Author(s): Clark, E. Warren
City of publication: Tallahassee, Florida
Date of publication: 20 September 1901
Volume number: 21
Issue number: 30
Pagination: [2]

 
Citation
Clark, E. Warren. “Florida Day.” Weekly Tallahasseean 20 Sept. 1901 v21n30: p. [2].
 
Transcription
excerpt
 
Keywords
Pan-American Exposition (Florida Day); William Sherman Jennings; Thomas M. Wier; McKinley assassination (personal response); E. Warren Clark; Pan-American Exposition (impact of assassination); William McKinley (death: public response: Buffalo, NY); Temple of Music.
 
Named persons
William I. Buchanan [middle initial wrong below]; Leon Czolgosz; Sherman Bryan Jennings; William Sherman Jennings; William McKinley; John C. Trice; Thomas M. Wier [misspelled below].
 
Notes
The following excerpt comprises three nonconsecutive portions of this article. Omission of text within the excerpt is denoted with a bracketed indicator (e.g., [omit]).

The fourth paragraph (beginning “Something of a sensation...”) is reproduced below as given in the original source: it both omits text and includes duplicate text.

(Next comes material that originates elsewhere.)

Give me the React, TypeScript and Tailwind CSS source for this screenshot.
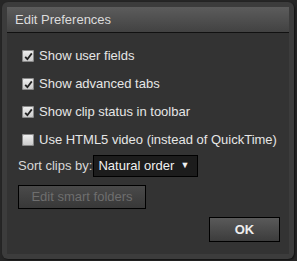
import { useState } from 'react'

const ROWS = [
  { label: 'Show user fields', checked: true },
  { label: 'Show advanced tabs', checked: true },
  { label: 'Show clip status in toolbar', checked: true },
  { label: 'Use HTML5 video (instead of QuickTime)', checked: false },
]

export default function App() {
  const [prefs, setPrefs] = useState(ROWS.map((r) => r.checked))

  return (
    <div className="h-[261px] w-[297px] bg-[#262626] pl-[2px] pt-[2px] font-['Liberation_Sans',Arial,sans-serif]">
      <div className="flex h-[257px] w-[292px] flex-col rounded-[6px] bg-[#3c3c3c] p-[5px] shadow-[1px_1px_2px_rgba(0,0,0,0.6)]">
        <div className="flex h-[26px] shrink-0 items-center border-b border-[#111] bg-gradient-to-b from-[#5c5c5c] to-[#424242] pl-[8px] text-[13px] text-[#dcdcdc]">
          Edit Preferences
        </div>
        <div className="flex flex-1 flex-col bg-[#333] pl-[15px] pr-[9px] pt-[9px] text-[13px] text-[#e6e6e6]">
          {ROWS.map((r, i) => (
            <label key={r.label} className="flex h-[28px] items-center gap-[5px]">
              <Checkbox
                checked={prefs[i]}
                onChange={() => setPrefs((p) => p.map((v, j) => (j === i ? !v : v)))}
              />
              <span>{r.label}</span>
            </label>
          ))}
          <div className="-ml-[4px] mt-[1px] flex items-center">
            <span className="text-[#d8d8d8]">Sort clips by:</span>
            <div className="ml-[1px] flex h-[22px] w-[105px] items-center justify-between border border-black bg-[#1c1c1c] pl-[4px] pr-[8px] text-[#f0f0f0]">
              <span>Natural order</span>
              <span className="text-[9px]">▼</span>
            </div>
          </div>
          <button
            type="button"
            disabled
            className="-ml-[4px] mt-[8px] h-[24px] w-[128px] border border-black bg-gradient-to-b from-[#4a4a4a] to-[#383838] text-[13px] text-[#6e6e6e]"
          >
            Edit smart folders
          </button>
          <div className="mt-[8px] flex justify-end">
            <button
              type="button"
              className="h-[25px] w-[71px] border border-black bg-gradient-to-b from-[#5a5a5a] to-[#3c3c3c] text-[13px] font-bold text-[#eee]"
            >
              OK
            </button>
          </div>
        </div>
      </div>
    </div>
  )
}

function Checkbox({ checked, onChange }: { checked: boolean; onChange: () => void }) {
  return (
    <span
      onClick={onChange}
      className="flex h-[12px] w-[12px] items-center justify-center rounded-[2px] bg-gradient-to-b from-[#f2f2f2] to-[#c8c8c8] shadow-[inset_0_0_0_1px_#888]"
    >
      {checked && (
        <svg width="9" height="9" viewBox="0 0 9 9">
          <path d="M1.2 4.8 L3.4 7.2 L7.8 1.4" fill="none" stroke="#222" strokeWidth="1.8" />
        </svg>
      )}
    </span>
  )
}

Also as in the original source, the twelfth paragraph below (beginning “Only from the great Temple...”) lacks an opening parenthesis.

“E. Warren Clark Describes the Event and the Exposition Attractions” (article subhead).
 
Document

 

Florida Day [excerpt]

An address of welcome was given with much cordiality by Director-General William E. Buchanan. He welcomed the Governor of Florida with special interest, he said, as one among the first of the State executives to personally pay a visit of sympathy to the wounded President.
     Governor Jennings responded in an address of much feeling, and then presented the best array of facts and agricultural statistics concerning the State of Florida to which we ever listened. It was a strong paper, and a universal desire prevailed for its publication and distrubution [sic]. As the Governor stood on the little platform, under the beautiful drapery of the Illinois Building, with the members of his staff around him it presented a very graceful picture.
     Seated at the end of the sofa was little Bryan Jennings, who applauded his father’s closing eulogy of McKinley as heartily as any of the enthusiastic sons of Ohio and Illinois.

[omit]

     Something of a sensation was created by Mr. T. M. Weir, Florida Commissioner, declaring in his closing address that if the President’s assassin had attempted his deed in Florida, he would not have known the next morn- of the earth” [sic] so quick that people would not have known the next morning what he had for breakfast, what his pedigree was, or even had time to spell his name (Czolgosz).

[omit]

     P. S.—Dear Friend Trice: This very meagre sketch of “Florida Day” exercises is written under difficulties.
     It is now the morning (Saturday) of the announcement of the death of the President. I am seated alone on the terrace of the great esplanade, facing the electric tower, the mammoth buildings and the most beautiful water way of fountain jets and statuary in the world.
     The now famed “Temple of Music[”] is within twenty-five feet of me as [I?] write, while two American Indians (real ones) sit on the steps and I am scribbling on the arm of a bench.
     From where I now sit I can look in through the window to the very spot where the President was shot. (He stood on the main floor, just to the right of the organ.)
     But what a transformation scene from yesterday  *  *  *  Last night I saw 50,000 or 75,000 people passing like [a?] flowing tide through this great cour[t?] of honor and magnifcense [sic]. To-day [I?] scarcely see one. Even the exposition guards are gone or invisible.
     The lights are out, the fountains are stopped, and the scene is that of deserted magnificence.
     Where the hum of tens of thousands of voices was heard yesterday, silence now reigns supreme. Even the flags on the apparently neglected buildings droop and flutter at half-mast.
     Only from the great Temple of Music does any sound come. The building itself is a poem in architecture and from the great organ within there now comes the solemn strains of almost a funeral dirge. The notes of the organ, now playing, were the last heard by President McKinley until he himself repeated the lines of the hymn last night, “Nearer, My God, to Thee.” He was shot standing near the organ.)
     As I conclude, a full regiment of soldiers just passed me, powerless [in?] their strength, and I will follow them now to where the dead President [lies?].